As I returned to my car,  a couple reading the trailhead map at the edge of the parking lot stopped me and asked me if it was a hard hike down to the beach.  “Hard?  No, not at all.  It’s very easy and quite lovely.”  They thanked me and were on their way.  I paused, wondering why I had done what I did, responding to their question with the information they wanted but with a definite British accent.  I don’t normally respond to people I don’t know with a British accent.  Actually,  I’ve never done that before in my life, but there are many things I’m doing now that I’ve never done before as I’m navigating an unpredictable path. The only explanation I could come up with is that during these heavy days of sadness and grief, I don’t always want to be who I am.  I don’t want to be a Mom who has endured something that no Mom should ever have to endure.  Instead, I became a British woman, perhaps on holiday, enjoying a short hike and an afternoon at the beach.  Maybe someday, that will be added to the long line-up of stories I’ll tell Arlo and Muna.  The story of grief being so difficult to maneuver that their Laudie pretended to be someone else and spoke with a British accent. 
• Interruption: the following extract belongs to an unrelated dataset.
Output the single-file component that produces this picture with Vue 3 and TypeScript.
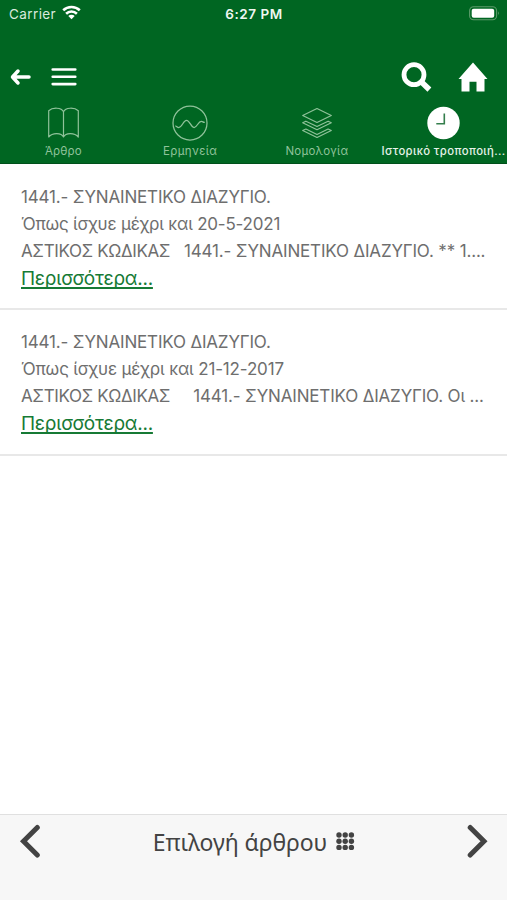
<script setup lang="ts">
interface Tab { id: string; label: string; active?: boolean }
interface Entry { title: string; validity: string; code: string; excerpt: string; kind: string }

const tabs: Tab[] = [
  { id: 'article', label: 'Άρθρο' },
  { id: 'analysis', label: 'Ερμηνεία' },
  { id: 'cases', label: 'Νομολογία' },
  { id: 'history', label: 'Ιστορικό τροποποιή...', active: true },
]
const entries: Entry[] = [
  {
    title: '1441.- ΣΥΝΑΙΝΕΤΙΚΟ ΔΙΑΖΥΓΙΟ.',
    validity: 'Όπως ίσχυε μέχρι και 20-5-2021',
    code: 'ΑΣΤΙΚΟΣ ΚΩΔΙΚΑΣ',
    excerpt: '\u00a0\u00a0 1441.- ΣΥΝΑΙΝΕΤΙΚΟ ΔΙΑΖΥΓΙΟ. ** 1....',
    kind: 'first',
  },
  {
    title: '1441.- ΣΥΝΑΙΝΕΤΙΚΟ ΔΙΑΖΥΓΙΟ.',
    validity: 'Όπως ίσχυε μέχρι και 21-12-2017',
    code: 'ΑΣΤΙΚΟΣ ΚΩΔΙΚΑΣ',
    excerpt: '\u00a0\u00a0\u00a0\u00a0 1441.- ΣΥΝΑΙΝΕΤΙΚΟ ΔΙΑΖΥΓΙΟ. Οι ...',
    kind: 'second',
  },
]
const dots = [3, 9.2, 15.4]
</script>

<template>
  <div class="screen">
    <header class="header">
      <div class="status">
        <div class="carrier">
          <span>Carrier</span>
          <svg width="19" height="15" viewBox="0 0 19 15" fill="none" stroke="#fff" stroke-width="2.6">
            <path d="M1.2 5.2a12.2 12.2 0 0 1 16.600 0M4.100 8.700a7.800 7.800 0 0 1 10.800 0" />
            <path d="M9.5 14.2 6.3 11a4.6 4.6 0 0 1 6.4 0z" fill="#fff" stroke="none" />
          </svg>
        </div>
        <span class="time">6:27 PM</span>
        <svg class="battery" width="31" height="15" viewBox="0 0 31 15">
          <rect x=".6" y=".8" width="27" height="13" rx="4" fill="none" stroke="#5c9b6b" stroke-width="1.1" />
          <rect x="2.7" y="2.8" width="22.5" height="9" rx="2" fill="#fff" />
          <path d="M29 5.3q1.8 2 0 4z" fill="#6da77a" />
        </svg>
      </div>
      <nav class="toolbar">
        <div class="group">
          <svg width="21" height="18" viewBox="0 0 21 18" fill="none" stroke="#fff" stroke-width="3.5" stroke-linecap="round" stroke-linejoin="round">
            <path d="M8 3 2.500 9l5.500 6M3 9h16" />
          </svg>
          <svg class="menu" width="26" height="20" viewBox="0 0 26 20" stroke="#fff" stroke-width="2.6" stroke-linecap="round">
            <path d="M1.7 2.5h22.6M1.7 9.8h22.6M1.7 17.1h22.6" />
          </svg>
        </div>
        <div class="group">
          <svg width="31" height="31" viewBox="0 0 31 31" fill="none" stroke="#fff">
            <circle cx="13" cy="12.7" r="10" stroke-width="4.8" />
            <path d="m19.700 19.3 8.700 8.300" stroke-width="5.6" />
          </svg>
          <svg class="home" width="30" height="30" viewBox="0 0 30 30" fill="#fff">
            <path d="M15 .5 29.5 17H26.500v12.5h-8V19.8h-7v9.700H3.500V17H.5z" />
          </svg>
        </div>
      </nav>
      <nav class="tabs">
        <div v-for="tab in tabs" :key="tab.id" class="tab" :class="[tab.id, { active: tab.active }]">
          <svg v-if="tab.id === 'article'" width="36" height="36" viewBox="0 0 36 36" fill="none" stroke="currentColor" stroke-width="1.2" stroke-linejoin="round">
            <path d="M18.500 6.800C16.500 2.200 7.500 2.200 3.700 5.800v26.200C7.500 27.300 16.500 27.600 18.500 32c2-4.400 11-4.700 14.800 0V5.800C29.500 2.200 20.500 2.200 18.500 6.800zV32" />
          </svg>
          <svg v-else-if="tab.id === 'analysis'" width="36" height="36" viewBox="0 0 36 36" fill="none" stroke="currentColor" stroke-width="1.25">
            <circle cx="18" cy="18" r="17" />
            <path d="M3.3 21.2c1.200-.5 1.800 1.3 3.3 1.3 3.8 0 4.5-7.200 7.9-7.200 3.2 0 4.5 7.200 7.6 7.200 3 0 4-6.200 7.2-6.200 1.700 0 1.800 1.400 3.500.9" />
          </svg>
          <svg v-else-if="tab.id === 'cases'" width="36" height="36" viewBox="0 0 36 36" fill="none" stroke="currentColor" stroke-width="1.15" stroke-linejoin="round">
            <path d="M18 3.500 32.300 10.500 18 17.500 3.700 10.500z" />
            <path d="m6.900 16.200-3.200 1.600L18 24.700l14.300-6.900-3.200-1.600L18 21.600z" />
            <path d="m6.900 24-3.200 1.600L18 32.500l14.300-6.900-3.200-1.600L18 29.400z" />
          </svg>
          <svg v-else width="36" height="36" viewBox="0 0 36 36" fill="none">
            <circle cx="17.500" cy="18" r="16.200" fill="#fff" />
            <path d="M18.300 8.5v10.3h-8" stroke="#347e4c" stroke-width="1.6" />
          </svg>
          <span>{{ tab.label }}</span>
        </div>
      </nav>
    </header>
    <main>
      <article v-for="entry in entries" :key="entry.kind" class="entry" :class="entry.kind">
        <p class="title">{{ entry.title }}</p>
        <p class="validity">{{ entry.validity }}</p>
        <p class="excerpt"><span class="code">{{ entry.code }}</span>{{ entry.excerpt }}</p>
        <a class="more">Περισσότερα...</a>
      </article>
    </main>
    <footer class="footer">
      <svg width="22" height="36" viewBox="0 0 22 36" fill="none" stroke="#434343" stroke-width="5" stroke-linecap="round">
        <path d="M18.300 3.500 4.500 17.300 18.300 31.100" stroke-linejoin="miter" />
      </svg>
      <div class="picker">
        <span>Επιλογή άρθρου</span>
        <svg width="19" height="19" viewBox="0 0 19 19" fill="#434343">
          <template v-for="y in dots" :key="y">
            <circle v-for="x in dots" :key="x" :cx="x" :cy="y" r="2.7" />
          </template>
        </svg>
      </div>
      <svg width="22" height="36" viewBox="0 0 22 36" fill="none" stroke="#434343" stroke-width="5" stroke-linecap="round">
        <path d="M3.200 3.500 17 17.300 3.200 31.100" />
      </svg>
    </footer>
  </div>
</template>

<style>
body { margin: 0; background: #fff; }
</style>

<style scoped>
.screen { box-sizing: border-box; width: 507px; height: 900px; display: flex; flex-direction: column; overflow: hidden; font-family: Inter, "Noto Sans", sans-serif; }
svg { display: block; flex: none; }
.header { height: 164px; box-sizing: border-box; background: #006622; border-bottom: 1px solid #00501b; color: #fff; display: flex; flex-direction: column; flex: none; }
.status { height: 28px; display: grid; grid-template-columns: 1fr auto 1fr; align-items: center; padding: 0 7px 0 9px; font-size: 13.5px; box-sizing: border-box; }
.carrier { display: flex; align-items: center; gap: 6px; color: #d9eadd; letter-spacing: .4px; }
.carrier svg { margin-top: -3px; }
.time { font-weight: 600; letter-spacing: .55px; margin-left: -1px; color: #f0f7f1; }
.battery { justify-self: end; margin-top: -2px; }
.toolbar { height: 76px; padding: 22px 19px 0 10px; box-sizing: border-box; display: flex; justify-content: space-between; }
.group { display: flex; align-items: center; height: 54px; }
.menu { margin-left: 20px; }
.home { margin-left: 26px; }
.tabs { display: grid; grid-template-columns: repeat(4, 1fr); padding-top: 1px; }
.tab { display: flex; flex-direction: column; align-items: center; color: #8fc29a; font-size: 11.5px; line-height: 16px; letter-spacing: .3px; white-space: nowrap; }
.tab span { margin-top: 2px; }
.tab.article { letter-spacing: .15px; }
.tab.analysis { letter-spacing: .4px; }
.tab.cases { letter-spacing: .23px; }
.tab.active { color: #e5f2e8; letter-spacing: .4px; font-weight: 500; font-size: 11.3px; }
main { flex: 1; }
.entry { height: 146px; box-sizing: border-box; padding: 19px 20px 0 21px; border-bottom: 2px solid #e8e8e8; color: #6e6e6e; font-size: 17px; line-height: 27px; }
.entry.first { padding-top: 20px; }
.entry p { margin: 0; white-space: nowrap; letter-spacing: -.16px; }
.entry .code { letter-spacing: -.38px; }
.entry.first .validity { letter-spacing: -.21px; }
.more { display: block; width: max-content; color: #167a35; font-size: 19px; line-height: 28px; letter-spacing: -.25px; text-decoration: underline; text-decoration-thickness: 1.5px; text-underline-offset: 2px; text-decoration-skip-ink: none; }
.footer { height: 86px; box-sizing: border-box; flex: none; border-top: 1px solid #e0e0e0; background: #f7f7f7; display: flex; justify-content: space-between; align-items: flex-start; padding: 9px 18px 0 19px; }
.picker { height: 36px; display: flex; align-items: center; gap: 9px; color: #434343; font-family: "Noto Sans", sans-serif; font-size: 23px; letter-spacing: -.1px; }
.picker svg { margin-top: -2px; }
</style>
Many of the stories I will share with Arlo and Muna were recorded when they happened in journals and essays I’ve written and collected since the day I found out I was pregnant with their Mama.  As I sit here today, on the same blue couch, looking out of the same picture window to a part of the country I’ve come to love, I think about the girl in the yellow raincoat.  I wonder if, a year later, the raw edges of her grief have been softened and if she asks the others who were with her that day to tell her more stories because when there is a finite number, they hold more weight and importance than ever imagined before.  The words I write today,  tomorrow, and for the rest of my life, will be the stories l tell my grandchildren when the time is right. They are words inspired by my beautiful girl, Emery, written by the one she called Mom while in the throes of grief that I never could have anticipated.  

Once upon a time, your Mama…” I’ll say,  and Arlo and Muna will lean in, holding onto every word then will carry them as their own.